実釣には十分な機能回復を果たせたと思います。
早速持ち主のユーザー様に送らせてもらいました。
当初は状態不良をご心配されておりましたが、メンテナンス完了品をご覧になり、ご納得いただけたようでした。
私もこれで一安心です。
メンテナンスを終えて
今回のメンテナンスは特に大きな損傷もなかったので、清掃組み付けが主な作業となりました。
前オーナーさんがどのような環境で使用されていたかは定かではありませんが、淡水使用か海水使用かでも傷み具合に差が出てくると思います。

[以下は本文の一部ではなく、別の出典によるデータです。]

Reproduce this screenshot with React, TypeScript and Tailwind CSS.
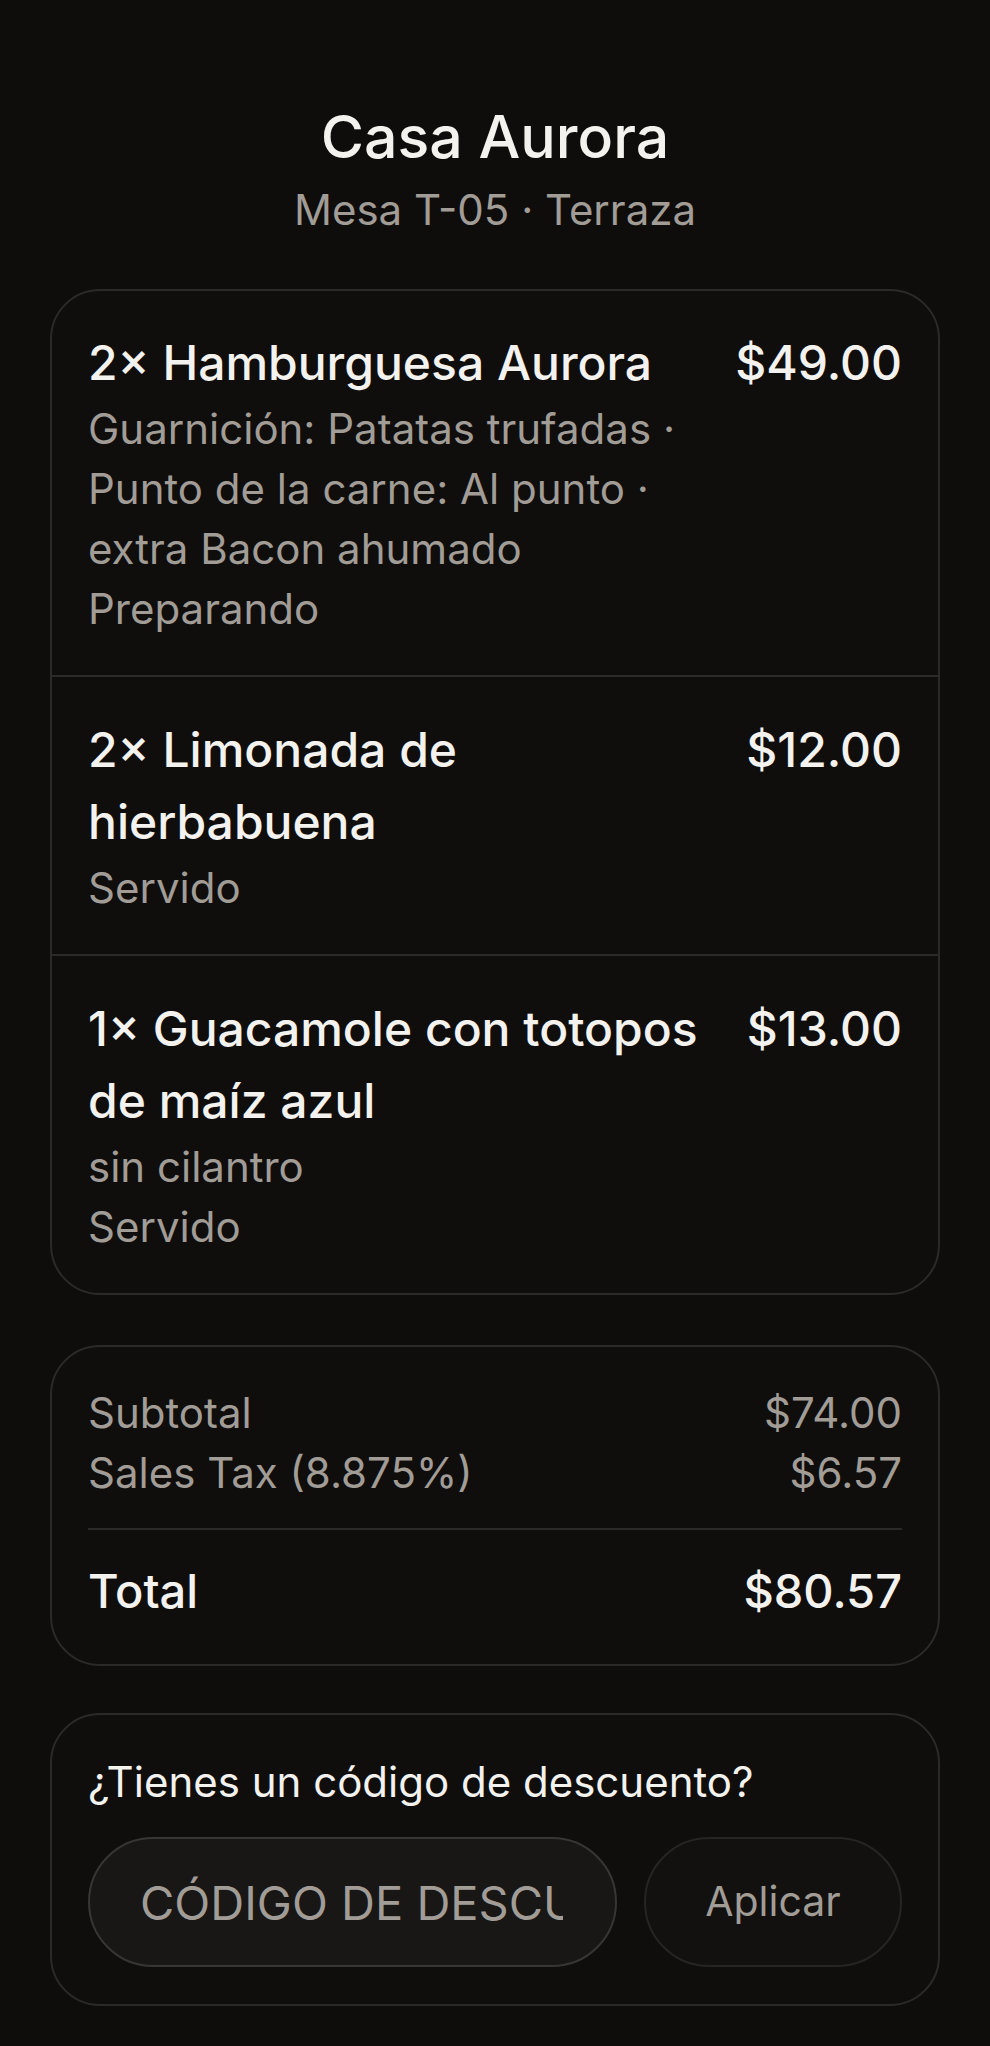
const items = [
  {
    qty: 2,
    name: "Hamburguesa Aurora",
    price: "$49.00",
    notes: ["Guarnición: Patatas trufadas · Punto de la carne: Al punto · extra Bacon ahumado"],
    status: "Preparando",
  },
  {
    qty: 2,
    name: "Limonada de hierbabuena",
    price: "$12.00",
    notes: [],
    status: "Servido",
  },
  {
    qty: 1,
    name: "Guacamole con totopos de maíz azul",
    price: "$13.00",
    notes: ["sin cilantro"],
    status: "Servido",
  },
];

const OrderItem = ({
  qty,
  name,
  price,
  notes,
  status,
}: {
  qty: number;
  name: string;
  price: string;
  notes: string[];
  status: string;
}) => {
  return (
    <div className="flex justify-between gap-[40px] px-[36px] pt-[37px] pb-[36px] border-t-2 border-[#2b2a28] first:border-t-0 first:pt-[36px]">
      <div className="flex-1 min-w-0">
        <p className="text-[48px] leading-[72px] font-medium text-[#f4f2ee]">
          {qty}× {name}
        </p>
        {notes.map((n) => (
          <p key={n} className="text-[42px] leading-[60px] text-[#a19c96]">
            {n}
          </p>
        ))}
        <p className="text-[42px] leading-[60px] text-[#a19c96]">{status}</p>
      </div>
      <p className="text-[48px] leading-[72px] font-medium text-[#f4f2ee] whitespace-nowrap">
        {price}
      </p>
    </div>
  );
};

export default function App() {
  return (
    <div className="min-h-screen bg-[#0e0d0c] px-[50px] pt-[97px] pb-[40px] font-['Inter',sans-serif]">
      <div className="text-center mb-[49px]">
        <h1 className="text-[59px] leading-[80px] font-medium text-[#f4f2ee]">Casa Aurora</h1>
        <p className="mt-[3px] text-[42px] leading-[60px] text-[#a19c96]">Mesa T-05 · Terraza</p>
      </div>

      <div className="rounded-[50px] border-2 border-[#2b2a28] bg-[#0f0e0d]">
        {items.map((it) => (
          <OrderItem key={it.name} {...it} />
        ))}
      </div>

      <div className="mt-[50px] rounded-[50px] border-2 border-[#2b2a28] bg-[#0f0e0d] px-[36px] pt-[36px] pb-[37px]">
        <div className="flex justify-between text-[42px] leading-[60px] text-[#a19c96]">
          <span>Subtotal</span>
          <span>$74.00</span>
        </div>
        <div className="flex justify-between text-[42px] leading-[60px] text-[#a19c96]">
          <span>Sales Tax (8.875%)</span>
          <span>$6.57</span>
        </div>
        <div className="mt-[25px] border-t-2 border-[#2b2a28]"></div>
        <div className="flex justify-between pt-[25px] text-[47px] leading-[72px] font-medium text-[#f4f2ee]">
          <span>Total</span>
          <span>$80.57</span>
        </div>
      </div>

      <div className="mt-[47px] rounded-[50px] border-2 border-[#2b2a28] bg-[#0f0e0d] px-[36px] pt-[37px] pb-[37px]">
        <p className="mb-[25px] text-[42px] leading-[60px] text-[#f4f2ee]">¿Tienes un código de descuento?</p>
        <div className="flex gap-[27px]">
          <input
            type="text"
            placeholder="CÓDIGO DE DESCUENTO"
            className="min-w-0 flex-1 h-[130px] rounded-full border-2 border-[#383634] bg-[#181716] pl-[50px] pr-[52px] text-[47px] text-[#f4f2ee] placeholder:text-[#a19c96] outline-none"
          />
          <button className="w-[258px] h-[130px] rounded-full border-2 border-[#262523] bg-[#121110] text-[41px] text-[#a19c96]">
            Aplicar
          </button>
        </div>
      </div>
    </div>
  );
}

スプールに巻きつけてあるラインから想像するに、この5600は海水使用だったのではないかと想像いたします。
やはり海水の場合は塩分が含まれていますので、酸化腐食は進みやすいと考えられます。よって淡水での使用より、はるかに気を付けなければならなく、メンテナンス回数も必然的に増えてくるのです。
釣行回数が多い方や時間の余裕が無く、注油などのメンテナンス不足はどうしても先にベアリングが痛んできしまいますね。
ベアリングは消耗費と捉えるか、面倒でもマメに注油をするかで意見が割れそうです。
費用を気にしないのであればメーカーにオーバーホールを依頼すれば済むことですが、毎度毎度コストをかけていてはキリがありません。最低でもベアリング注油までのスキルは身に着けておいて損はないでしょう。
特別変った事は何もしていませんが、このブログを見ていただいたユーザー様からの依頼でしたので、改めてご紹介させていただきました。何かの参考になりましたら幸いです。